We now show the other side of the inequality. We have the trivial estimate
$$\left(\sum_{j\geq 1}|P_{j}f|^{2}\right)^{1/2}\geq|P_{1}f|,$$
which implies by Minkowski that
$$\left\|\left(\sum_{j\geq 1}|P_{j}f|^{2}\right)^{1/2}\right\|_{L^{p}}+\left\|P_{\leq 0}f\right\|_{L^{p}}\geq\left\|P_{\leq 1}f\right\|_{L^{p}}$$
Now by the support properties of $\widehat{\psi}$, we have that $P_{k}P_{\leq 1}=P_{k}$ if $k\leq 0$. Whence,
$$\left(\sum_{k\leq0}|P_{k}f|^{2}\right)^{1/2}\leq\left(\sum_{k\in\mathbb{Z}}|P_{k}P_{\leq 1}f|^{2}\right)^{1/2}$$
Taking $L^{p}$ norms and using the standard two-sided LP inequality, we obtain
$$\left\|\left(\sum_{k\leq 0}|P_{k}f|^{2}\right)^{1/2}\right\|_{L^{p}}\lesssim_{n,p,\phi}\left\|P_{\leq 1}f\right\|_{L^{p}}$$
Putting these results together and using Minkowski's inequality and two-sided LP inequality again, we conclude that
\begin{align*}
\|f\|_{L^{p}}&\lesssim_{n,p,\phi}\left\|\left(\sum_{j\in\mathbb{Z}}|P_{j}f|^{2}\right)^{1/2}\right\|_{L^{p}}\\
&\leq\left\|\left(\sum_{j\leq 0}|P_{j}f|^{2}\right)^{1/2}\right\|_{L^{p}}+\left\|\left(\sum_{j\geq 1}|P_{j}f|^{2}\right)^{1/2}\right\|_{L^{p}}\\
&\lesssim_{n,p,\phi}\|P_{\leq 0}f\|_{L^{p}}+2\left\|\left(\sum_{j\geq 1}|P_{j}f|^{2}\right)^{1/2}\right\|_{L^{p}}
\end{align*}
Best Answer
$W^{s,p}$ is the inhomogeneous Triebel-Lizorkin space $F_{p,q}^{s}(\mathbb{R}^{n})$, with $q=2$, defined by
$$\|f\|_{F_{p,q}^{s}}=\left\|\left(\sum_{k}2^{kqs}|P_{k}f|^{q}\right)^{1/q}\right\|_{L^{p}}$$
As you point out, one obtains the Besov space $B_{p,q}^{s}$ simply by interchanging the order in which norms are taken.
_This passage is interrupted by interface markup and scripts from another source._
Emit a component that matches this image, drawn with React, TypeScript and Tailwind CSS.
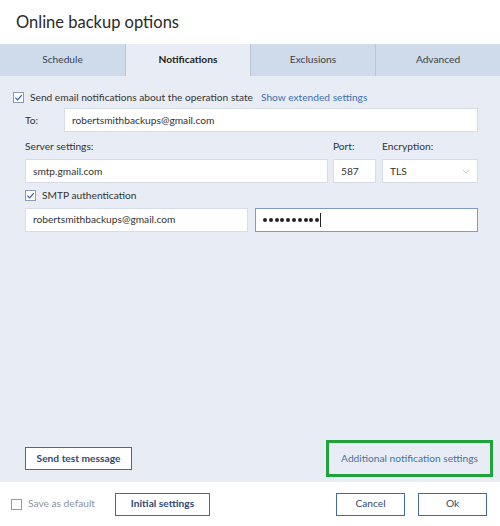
import React from "react";

const font = { fontFamily: 'Lato, "Open Sans", sans-serif' };

function Check({ checked }: { checked: boolean }) {
  return (
    <span className="flex h-[11px] w-[11px] items-center justify-center border border-[#8e9ab0] bg-white">
      {checked && (
        <svg viewBox="0 0 10 10" className="h-[9px] w-[9px]">
          <path d="M1.5 5.2 L4 7.6 L8.6 2.4" fill="none" stroke="#2b5fa8" strokeWidth="1.3" />
        </svg>
      )}
    </span>
  );
}

function Field({ value, className = "", focused = false }: { value: React.ReactNode; className?: string; focused?: boolean }) {
  return (
    <div
      className={`flex h-[24px] items-center bg-white px-[7px] text-[10.2px] text-[#333] border ${
        focused ? "border-[#7d9bc9]" : "border-[#d6dde8]"
      } ${className}`}
    >
      {value}
    </div>
  );
}

function Btn({ children, className = "" }: { children: React.ReactNode; className?: string }) {
  return (
    <div
      className={`flex h-[23px] items-center justify-center border-[1.5px] border-[#3e6aa8] bg-white text-[10.2px] font-bold text-[#2e4a74] ${className}`}
    >
      {children}
    </div>
  );
}

export default function App() {
  const tabs = ["Schedule", "Notifications", "Exclusions", "Advanced"];
  return (
    <div className="flex h-[526px] w-[500px] flex-col bg-white" style={font}>
      <div className="flex h-[44px] items-center px-[16px] text-[16.5px] text-[#2a2a2a]">Online backup options</div>
      <div className="grid h-[32px] grid-cols-4">
        {tabs.map((t, i) => (
          <div
            key={t}
            className={`flex items-center justify-center text-[10.2px] ${
              i === 1
                ? "bg-[#e8edf5] font-bold text-[#222]"
                : "bg-[#cfdbea] text-[#3a3f48]"
            } ${i > 0 ? "border-l border-[#b9c6d8]" : ""}`}
          >
            {t}
          </div>
        ))}
      </div>
      <div className="flex flex-1 flex-col bg-[#e8edf5] pl-[25px] pr-[22px] pb-[5px]">
        <div className="-ml-[12px] mt-[14px] flex items-center gap-[6px] text-[10.2px] text-[#333]">
          <Check checked />
          <span>Send email notifications about the operation state</span>
          <span className="ml-[2px] text-[#3f6eb0]">Show extended settings</span>
        </div>
        <div className="mt-[3px] flex items-center text-[10.2px] text-[#333]">
          <span className="w-[39px]">To:</span>
          <Field value="robertsmithbackups@gmail.com" className="flex-1" />
        </div>
        <div className="mt-[7px] flex gap-[5px] text-[10.2px] text-[#333]">
          <div className="flex flex-1 flex-col gap-[5px]">
            <span className="leading-[15px]">Server settings:</span>
            <Field value="smtp.gmail.com" />
          </div>
          <div className="flex w-[43px] flex-col gap-[5px]">
            <span className="leading-[15px]">Port:</span>
            <Field value="587" />
          </div>
          <div className="ml-[1px] flex w-[96px] flex-col gap-[5px]">
            <span className="leading-[15px]">Encryption:</span>
            <Field
              value={
                <div className="flex w-full items-center justify-between">
                  <span>TLS</span>
                  <svg viewBox="0 0 10 6" className="h-[5px] w-[8px]">
                    <path d="M1 1 L5 5 L9 1" fill="none" stroke="#a8b2c2" strokeWidth="1" />
                  </svg>
                </div>
              }
            />
          </div>
        </div>
        <div className="mt-[5px] flex items-center gap-[6px] text-[10.2px] text-[#333]">
          <Check checked />
          <span>SMTP authentication</span>
        </div>
        <div className="mt-[4px] flex gap-[7px]">
          <Field value="robertsmithbackups@gmail.com" className="w-[223px]" />
          <Field
            focused
            value={
              <span className="flex items-center">
                <span className="flex gap-[1.8px]">
                  {Array.from({ length: 10 }).map((_, i) => (
                    <span key={i} className="h-[4px] w-[4px] rounded-full bg-[#222]" />
                  ))}
                </span>
                <span className="ml-[1px] h-[14px] w-px bg-[#222]" />
              </span>
            }
            className="flex-1"
          />
        </div>
        <div className="mt-auto flex items-center justify-between">
          <Btn className="w-[107px]">Send test message</Btn>
          <div className="-mr-[15px] flex h-[37px] w-[167px] items-center justify-center border-[3px] border-[#1fa33a] text-[10.2px] text-[#4a6fa5]">
            Additional notification settings
          </div>
        </div>
      </div>
      <div className="flex h-[44px] items-center px-[11px] text-[10.2px]">
        <Check checked={false} />
        <span className="ml-[6px] text-[#8a93a3]">Save as default</span>
        <Btn className="ml-[20px] w-[95px]">Initial settings</Btn>
        <Btn className="ml-auto w-[69px] !font-normal">Cancel</Btn>
        <Btn className="ml-[13px] mr-[2px] w-[69px] !font-normal">Ok</Btn>
      </div>
    </div>
  );
}
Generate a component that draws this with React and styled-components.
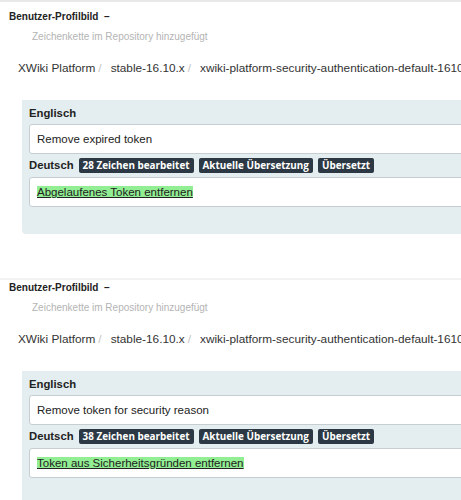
import React from "react";
import styled, { createGlobalStyle } from "styled-components";

const Global = createGlobalStyle`
  html, body { margin: 0; padding: 0; background: #fff; }
  body { overflow: hidden; width: 461px; height: 500px; font-family: "Liberation Sans", Arial, sans-serif; color: #333; }
`;

const Page = styled.div`
  width: 700px;
  display: flex;
  flex-direction: column;
`;

const Entry = styled.section`
  border-top: 2px solid ${(p) => (p.$first ? "#e8e8e8" : "#f2f2f2")};
  margin-top: ${(p) => (p.$first ? "0" : "44px")};
  display: flex;
  flex-direction: column;
`;

const Title = styled.div`
  font-size: 10px;
  font-weight: 700;
  color: #222;
  padding: ${(p) => (p.$first ? "8px" : "1px")} 0 0 9px;
  line-height: 14px;
`;

const Subtitle = styled.div`
  font-size: 10px;
  color: #b4b4b4;
  padding: 6px 0 0 32px;
  line-height: 14px;
`;

const Crumbs = styled.div`
  display: flex;
  align-items: center;
  white-space: nowrap;
  font-size: 11.8px;
  color: #333;
  padding: 16px 0 0 18px;
  line-height: 16px;
`;

const Sep = styled.span`
  color: #c4c4c4;
  margin: 0 9px 0 3px;
`;

const Panel = styled.div`
  margin: 24px 0 0 22px;
  background: #e4eef0;
  border-radius: 0 0 0 4px;
  padding: 5px 0 27px 7px;
  display: flex;
  flex-direction: column;
`;

const Label = styled.div`
  font-size: 11.3px;
  font-weight: 700;
  color: #222;
  line-height: 16px;
  display: flex;
  align-items: center;
  gap: 5px;
`;

const LabelRow = styled(Label)`
  margin-top: 4px;
  line-height: 15px;
`;

const TextBox = styled.div`
  margin-top: ${(p) => (p.$second ? "4px" : "3px")};
  background: #fff;
  border: 1px solid #c6ced2;
  border-radius: 3px;
  height: 28px;
  display: flex;
  align-items: center;
  padding-left: 7px;
  font-size: 11.5px;
  color: #222;
`;

const Badge = styled.span`
  background: #2c3843;
  color: #fff;
  font-family: "Open Sans", sans-serif;
  font-weight: 700;
  font-size: 9.9px;
  line-height: 15px;
  height: 15px;
  padding: 0 4px;
  border-radius: 2px;
`;

const Highlight = styled.span`
  background: #92ee92;
  text-decoration: underline;
  text-underline-offset: 1px;
  color: #222;
`;

const entries = [
  {
    en: "Remove expired token",
    de: "Abgelaufenes Token entfernen",
    chars: 28,
  },
  {
    en: "Remove token for security reason",
    de: "Token aus Sicherheitsgründen entfernen",
    chars: 38,
  },
];

const crumbs = [
  "XWiki Platform",
  "stable-16.10.x",
  "xwiki-platform-security-authentication-default-1610x",
];

export default function App() {
  return (
    <>
      <Global />
      <Page>
        {entries.map((e, i) => (
          <Entry key={i} $first={i === 0}>
            <Title $first={i === 0}>Benutzer-Profilbild &nbsp;–</Title>
            <Subtitle>Zeichenkette im Repository hinzugefügt</Subtitle>
            <Crumbs>
              {crumbs.map((c, j) => (
                <React.Fragment key={j}>
                  <span>{c}</span>
                  {j < crumbs.length - 1 && <Sep>/</Sep>}
                </React.Fragment>
              ))}
            </Crumbs>
            <Panel>
              <Label>Englisch</Label>
              <TextBox>{e.en}</TextBox>
              <LabelRow>
                Deutsch
                <Badge>{e.chars} Zeichen bearbeitet</Badge>
                <Badge>Aktuelle Übersetzung</Badge>
                <Badge>Übersetzt</Badge>
              </LabelRow>
              <TextBox $second>
                <Highlight>{e.de}</Highlight>
              </TextBox>
            </Panel>
          </Entry>
        ))}
      </Page>
    </>
  );
}
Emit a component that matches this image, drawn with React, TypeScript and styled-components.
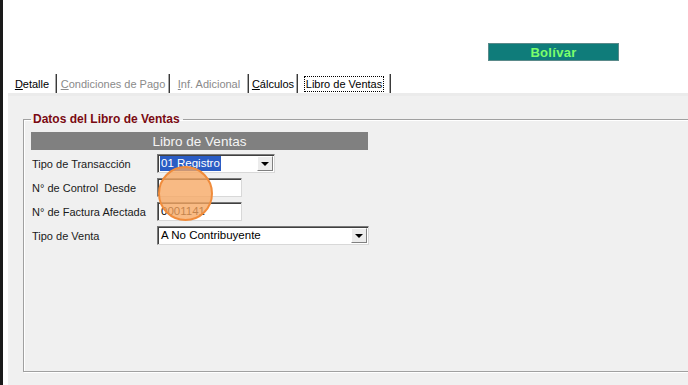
import styled, { createGlobalStyle } from "styled-components";

const GlobalStyle = createGlobalStyle`
  body {
    margin: 0;
    background: #ffffff;
    font-family: "Liberation Sans", Arial, sans-serif;
  }
`;

const Window = styled.div`
  position: relative;
  width: 688px;
  height: 385px;
  display: flex;
  flex-direction: column;
  overflow: hidden;
  border-left: 3px solid #1a1a1a;
  box-shadow: inset 1px 0 0 #ffffff;
  box-sizing: border-box;
  background: #ffffff;
`;

const TopArea = styled.div`
  height: 73px;
  display: flex;
  justify-content: flex-end;
  align-items: flex-start;
  padding: 43px 69px 0 0;
  box-sizing: border-box;
`;

const Badge = styled.div`
  width: 131px;
  height: 18px;
  background: #0f7c7a;
  border: 1px solid #5a8a8a;
  box-sizing: border-box;
  color: #7cff6c;
  font-weight: bold;
  font-size: 13px;
  display: flex;
  align-items: center;
  justify-content: center;
  letter-spacing: 0.3px;
`;

const TabStrip = styled.div`
  height: 20px;
  display: flex;
  align-items: flex-end;
  padding-left: 5px;
`;

const Tab = styled.div<{ $w: number; $disabled?: boolean; $active?: boolean }>`
  width: ${p => p.$w}px;
  flex-shrink: 0;
  height: 19px;
  box-sizing: border-box;
  display: flex;
  align-items: center;
  justify-content: center;
  white-space: nowrap;
  font-size: 11px;
  color: ${p => (p.$disabled ? "#8a8a8a" : "#000000")};
  border-right: 1px solid #3a3a3a;
  box-shadow: inset -1px 0 0 #a8a8a8;
  & > span {
    padding: 1px 1px;
    border: 1px dotted ${p => (p.$active ? "#000" : "transparent")};
  }
  u {
    text-decoration: underline;
  }
`;

const Page = styled.div`
  flex: 1;
  margin-left: 5px;
  background: #f0f0f0;
  border-top: 3px solid #ebebeb;
  padding: 16px 0 0 15px;
  box-sizing: border-box;
`;

const Group = styled.fieldset`
  margin: 0;
  width: 700px;
  height: 260px;
  box-sizing: border-box;
  border: 1px solid #a0a0a0;
  box-shadow: inset 1px 1px 0 #ffffff, 1px 1px 0 #ffffff;
  padding: 6px 0 0 7px;
`;

const Legend = styled.legend`
  color: #7a0a12;
  font-weight: bold;
  font-size: 12px;
  padding: 0 3px 0 2px;
  margin-left: 0;
`;

const HeaderBar = styled.div`
  width: 337px;
  height: 18px;
  background: #808080;
  color: #f4f4f4;
  font-size: 13.5px;
  display: flex;
  align-items: center;
  justify-content: center;
  margin-bottom: 4px;
`;

const Form = styled.div`
  display: grid;
  grid-template-columns: 126px auto;
  row-gap: 5px;
  align-items: center;
`;

const Label = styled.div`
  font-size: 11px;
  color: #1a1a1a;
  padding-left: 1px;
  white-space: pre;
`;

const Field = styled.div<{ $w: number }>`
  width: ${p => p.$w}px;
  height: 19px;
  box-sizing: border-box;
  background: #ffffff;
  border: 1px solid;
  border-color: #7a7a7a #d8d8d8 #d8d8d8 #7a7a7a;
  box-shadow: inset 1px 1px 0 #404040;
  display: flex;
  align-items: center;
  font-size: 11.5px;
  color: #000;
  padding-left: 2px;
`;

const Value = styled.span<{ $selected?: boolean }>`
  flex: 1;
  display: flex;
  & > span {
    background: ${p => (p.$selected ? "#2a5cc4" : "transparent")};
    color: ${p => (p.$selected ? "#ffffff" : "#000000")};
    padding: 0 1px;
    line-height: 15px;
  }
`;

const DropButton = styled.div`
  width: 16px;
  height: 15px;
  margin-right: 1px;
  background: #ececec;
  border: 1px solid;
  border-color: #ffffff #808080 #808080 #ffffff;
  box-sizing: border-box;
  display: flex;
  align-items: center;
  justify-content: center;
  &::after {
    content: "";
    border-left: 4px solid transparent;
    border-right: 4px solid transparent;
    border-top: 4px solid #000;
  }
`;

const CursorMark = styled.div`
  position: absolute;
  left: 155px;
  top: 166px;
  width: 55px;
  height: 55px;
  border-radius: 50%;
  background: rgba(246, 166, 98, 0.78);
  border: 2px solid #f08c3c;
  box-sizing: border-box;
`;

export default function App() {
  return (
    <>
      <GlobalStyle />
      <Window>
        <TopArea>
          <Badge>Bolívar</Badge>
        </TopArea>
        <TabStrip>
          <Tab $w={49}>
            <span>
              <u>D</u>etalle
            </span>
          </Tab>
          <Tab $w={113} $disabled>
            <span>
              <u>C</u>ondiciones de Pago
            </span>
          </Tab>
          <Tab $w={79} $disabled>
            <span>
              <u>I</u>nf. Adicional
            </span>
          </Tab>
          <Tab $w={49}>
            <span>
              <u>C</u>álculos
            </span>
          </Tab>
          <Tab $w={93} $active>
            <span>Libro de Ventas</span>
          </Tab>
        </TabStrip>
        <Page>
          <Group>
            <Legend>Datos del Libro de Ventas</Legend>
            <HeaderBar>Libro de Ventas</HeaderBar>
            <Form>
              <Label>Tipo de Transacción</Label>
              <Field $w={118}>
                <Value $selected>
                  <span>01 Registro</span>
                </Value>
                <DropButton />
              </Field>
              <Label>N° de Control  Desde</Label>
              <Field $w={85} />
              <Label>N° de Factura Afectada</Label>
              <Field $w={85}>
                <Value>
                  <span>0001141</span>
                </Value>
              </Field>
              <Label>Tipo de Venta</Label>
              <Field $w={212}>
                <Value>
                  <span>A No Contribuyente</span>
                </Value>
                <DropButton />
              </Field>
            </Form>
          </Group>
        </Page>
        <CursorMark />
      </Window>
    </>
  );
}
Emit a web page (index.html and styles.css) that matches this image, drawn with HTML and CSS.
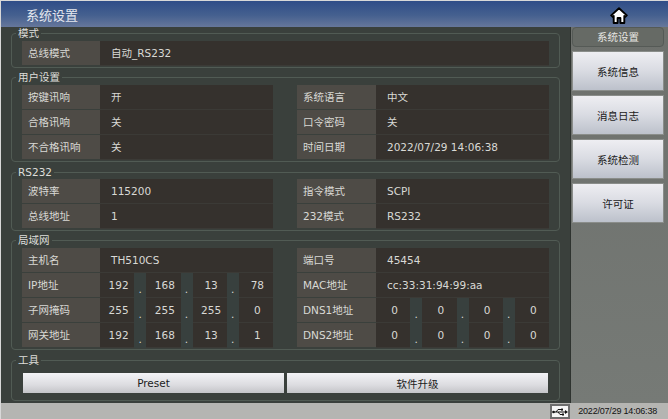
FILE: index.html
```html
<!DOCTYPE html>
<html lang="zh">
<head>
<meta charset="utf-8">
<title>系统设置</title>
<link rel="stylesheet" href="styles.css">
</head>
<body>
<div class="screen">
  <header class="titlebar">
    <span class="title">系统设置</span>
    <svg class="home" width="18" height="17" viewBox="0 0 18 17"><path d="M9 1.2 1.2 8.4l1.5 1.5 1-.9V16h3.9v-5h2.8v5h3.9V9l1 .9 1.5-1.5z" fill="#fff" stroke="#000" stroke-width="1.9" stroke-linejoin="round"/></svg>
  </header>
  <div class="body">
    <main class="content">
      <section class="group g-mode">
        <span class="legend">模式</span>
        <div class="row"><div class="cell"><span class="lab">总线模式</span><span class="val wide">自动_RS232</span></div></div>
      </section>
      <section class="group g-user">
        <span class="legend">用户设置</span>
        <div class="row"><div class="cell"><span class="lab">按键讯响</span><span class="val">开</span></div><div class="cell"><span class="lab">系统语言</span><span class="val">中文</span></div></div>
        <div class="row"><div class="cell"><span class="lab">合格讯响</span><span class="val">关</span></div><div class="cell"><span class="lab">口令密码</span><span class="val">关</span></div></div>
        <div class="row"><div class="cell"><span class="lab">不合格讯响</span><span class="val">关</span></div><div class="cell"><span class="lab">时间日期</span><span class="val">2022/07/29 14:06:38</span></div></div>
      </section>
      <section class="group g-rs">
        <span class="legend">RS232</span>
        <div class="row"><div class="cell"><span class="lab">波特率</span><span class="val">115200</span></div><div class="cell"><span class="lab">指令模式</span><span class="val">SCPI</span></div></div>
        <div class="row"><div class="cell"><span class="lab">总线地址</span><span class="val">1</span></div><div class="cell"><span class="lab">232模式</span><span class="val">RS232</span></div></div>
      </section>
      <section class="group g-lan">
        <span class="legend">局域网</span>
        <div class="row"><div class="cell"><span class="lab">主机名</span><span class="val">TH510CS</span></div><div class="cell"><span class="lab">端口号</span><span class="val">45454</span></div></div>
        <div class="row"><div class="cell"><span class="lab">IP地址</span><span class="ip"><b>192</b><i>.</i><b>168</b><i>.</i><b>13</b><i>.</i><b>78</b></span></div><div class="cell"><span class="lab">MAC地址</span><span class="val">cc:33:31:94:99:aa</span></div></div>
        <div class="row"><div class="cell"><span class="lab">子网掩码</span><span class="ip"><b>255</b><i>.</i><b>255</b><i>.</i><b>255</b><i>.</i><b>0</b></span></div><div class="cell"><span class="lab">DNS1地址</span><span class="ip"><b>0</b><i>.</i><b>0</b><i>.</i><b>0</b><i>.</i><b>0</b></span></div></div>
        <div class="row"><div class="cell"><span class="lab">网关地址</span><span class="ip"><b>192</b><i>.</i><b>168</b><i>.</i><b>13</b><i>.</i><b>1</b></span></div><div class="cell"><span class="lab">DNS2地址</span><span class="ip"><b>0</b><i>.</i><b>0</b><i>.</i><b>0</b><i>.</i><b>0</b></span></div></div>
      </section>
      <section class="group g-tool">
        <span class="legend">工具</span>
        <div class="tools"><button class="tool">Preset</button><button class="tool">软件升级</button></div>
      </section>
    </main>
    <aside class="side">
      <div class="side-head">系统设置</div>
      <button class="side-btn">系统信息</button>
      <button class="side-btn">消息日志</button>
      <button class="side-btn">系统检测</button>
      <button class="side-btn">许可证</button>
    </aside>
  </div>
  <footer class="status">
    <span class="usb"><svg width="16" height="8" viewBox="0 0 16 8"><path d="M1 4h13M4 4l2-2.5h3M6 4l2 2.5h2" fill="none" stroke="#111" stroke-width="1"/><path d="M16 4l-3-2v4z" fill="#111"/><circle cx="1.5" cy="4" r="1.3" fill="#111"/><rect x="9" y="0.6" width="2" height="2" fill="#111"/><rect x="10" y="5.5" width="2" height="2" fill="#111"/></svg></span>
    <span class="clock">2022/07/29 14:06:38</span>
  </footer>
</div>
</body>
</html>
```
FILE: styles.css
```css
* { box-sizing: border-box; }
html, body { margin: 0; padding: 0; }
body { width: 668px; height: 419px; overflow: hidden; background: #d8d8d8; }
.screen {
  width: 667px; height: 418px; margin: 1px 0 0 1px;
  display: flex; flex-direction: column;
  font-family: "DejaVu Sans", "Noto Sans CJK SC", sans-serif;
  font-size: 10.5px; color: #d9d9d5;
}
.titlebar {
  height: 26px; flex: none; display: flex; align-items: center; justify-content: space-between;
  padding: 0 40px 0 25px;
  background: linear-gradient(180deg, #2f4d88 0%, #45608f 55%, #66779b 100%);
}
.title { font-size: 13px; color: #e4e7ee; }
.home { display: block; margin-top: 2px; }
.body { flex: 1; display: flex; min-height: 0; }
.content { width: 569px; flex: none; background: #3a403c; padding: 6px 10px 0 10px; }
.group {
  position: relative; border: 1px solid #515b54; border-radius: 4px; padding: 0 10px 0 10px;
}
.legend {
  position: absolute; left: 4px; top: -7px; padding: 0 2px; line-height: 12px;
  background: #3a403c; color: #dededa;
}
.g-mode { height: 35px; padding-top: 7px; margin-bottom: 9px; }
.g-user { height: 85px; padding-top: 7px; margin-bottom: 10px; }
.g-rs { height: 59px; padding-top: 6px; margin-bottom: 9px; }
.g-lan { height: 110px; padding-top: 7px; margin-bottom: 10px; }
.g-tool { height: 41px; padding-top: 12px; }
.row { display: flex; height: 25px; gap: 24px; }
.cell { width: 251px; height: 25px; display: flex; flex: none; }
.cell + .cell { width: 252px; }
.g-mode .cell { width: 527px; }
.lab {
  width: 78px; flex: none; height: 24px; background: #4e4b46; padding-left: 6px; line-height: 24px; white-space: nowrap;
}
.cell + .cell .lab { width: 79px; }
.val {
  flex: 1; height: 25px; background: #35312d; border-bottom: 1px solid #3b3a36; padding-left: 11px; line-height: 24px; white-space: nowrap;
}
.ip { flex: 1; display: flex; }
.ip b {
  flex: 1; height: 25px; background: #35312d; border-bottom: 1px solid #3b3a36; padding-left: 3px; font-weight: normal; text-align: center; line-height: 24px;
}
.ip i { width: 12px; flex: none; font-style: normal; text-align: center; line-height: 32px; background: #38403e; }
.tools { display: flex; gap: 3px; padding-left: 1px; }
.tool {
  width: 261px; height: 20px; padding: 0; border: 0; border-radius: 0;
  background: linear-gradient(180deg, #f3f3f6 0%, #dcdce0 60%, #c4c4c8 100%);
  color: #1b1b1b; font: 10.5px "DejaVu Sans", "Noto Sans CJK SC", sans-serif;
}
.side {
  flex: 1; background: linear-gradient(180deg, #6d706c, #767a76);
  padding: 0 4px 0 1px; display: flex; flex-direction: column; border-left: 1px solid #2e332f;
}
.side-head {
  height: 20px; margin-bottom: 4px; border: 1px solid #555a56; border-radius: 4px;
  background: #666a65; color: #e6e6e2; text-align: center; line-height: 18px; font-size: 10.5px; flex: none;
}
.side-btn {
  height: 40px; flex: none; margin-bottom: 4px; padding: 0; border: 1px solid #8a8d8a;
  background: linear-gradient(180deg, #eeeef2 0%, #d9dbe2 50%, #bcc1cb 100%);
  color: #1a1a1a; font: 10.5px "DejaVu Sans", "Noto Sans CJK SC", sans-serif;
}
.status {
  height: 16px; flex: none; background: #b5b5b2; display: flex; justify-content: flex-end; align-items: flex-end;
  padding-right: 11px; gap: 8px;
}
.usb {
  width: 20px; height: 15px; background: #f5f5f5; border: 2px solid #6d6d6d; display: flex; align-items: center; justify-content: center;
}
.clock { font: 9px/15px "Liberation Sans", sans-serif; color: #111; letter-spacing: -0.2px; }
```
I think you would agree that interchanging norms is, in general, a nontrivial action. It is clear from Minkowski's integral inequality that
$$\|f\|_{F_{p,q}^{s}}\leq\|f\|_{B_{p,q}^{s}} \enspace p\geq q, \quad\|f\|_{B_{p,q}^{s}}\leq\|f\|_{F_{p,q}^{s}} \enspace q\geq p$$
Additionally, by the nesting property of sequence spaces, $$\|f\|_{F_{p,q}^{s}}\leq\|f\|_{B_{p,r}^{s}} \enspace q\geq r, \quad \|f\|_{B_{p,r}^{s}}\leq\|f\|_{F_{p,q}^{s}} \enspace r\geq q$$
I believe that an equivalent characterization of $B_{p,q}^{s}$, for $0<s<1$, is in terms of the norm
$$\|f\|_{L^{p}}+\left(\int_{\mathbb{R}^{n}}\dfrac{(\|f(x+t)-f(x)\|_{L^{p}})^{q}}{|t|^{n+s}}dt\right)^{1/q}$$
If this is correct, then Besov spaces correspond to the generalized Lipschitz spaces $\Lambda_{\alpha}^{p,q}$ in E.M. Stein, Singular Integrals and Differentiability Properties of Functions, Chapter 5, where $s=\alpha$ in our notation. Furthermore, one can show using this characterization that $$W^{s,p}(\mathbb{R})\not\subset B_{p,q}^{s}(\mathbb{R}), \quad q<2 \tag{1}$$ and $$B_{p,q}^{s}(\mathbb{R})\not\subset W^{s,p}(\mathbb{R}), \quad q>2 \tag{2}$$
According to section 6.8 of the aforementioned reference, the function
$$f_{s,\sigma}(x):=e^{-\pi x^{2}}\sum_{k=1}^{\infty}a^{-ks}k^{-\sigma}e^{2\pi i a^{k}x}, \quad x\in\mathbb{R}$$
where $a>1$ is an integer, satisfy
$$f_{s,\sigma}\in W^{s,p}(\mathbb{R})\Leftrightarrow \sigma>\dfrac{1}{2},\quad \forall 1<p<\infty$$ and $$f_{s,\sigma}\in B_{p,q}^{s}(\mathbb{R})\Leftrightarrow \sigma>\dfrac{1}{q},\quad\forall 1<p<\infty$$
From this result, which I imagine depends on results for lacunary Fourier series, it is easy to deduce (1) and (2).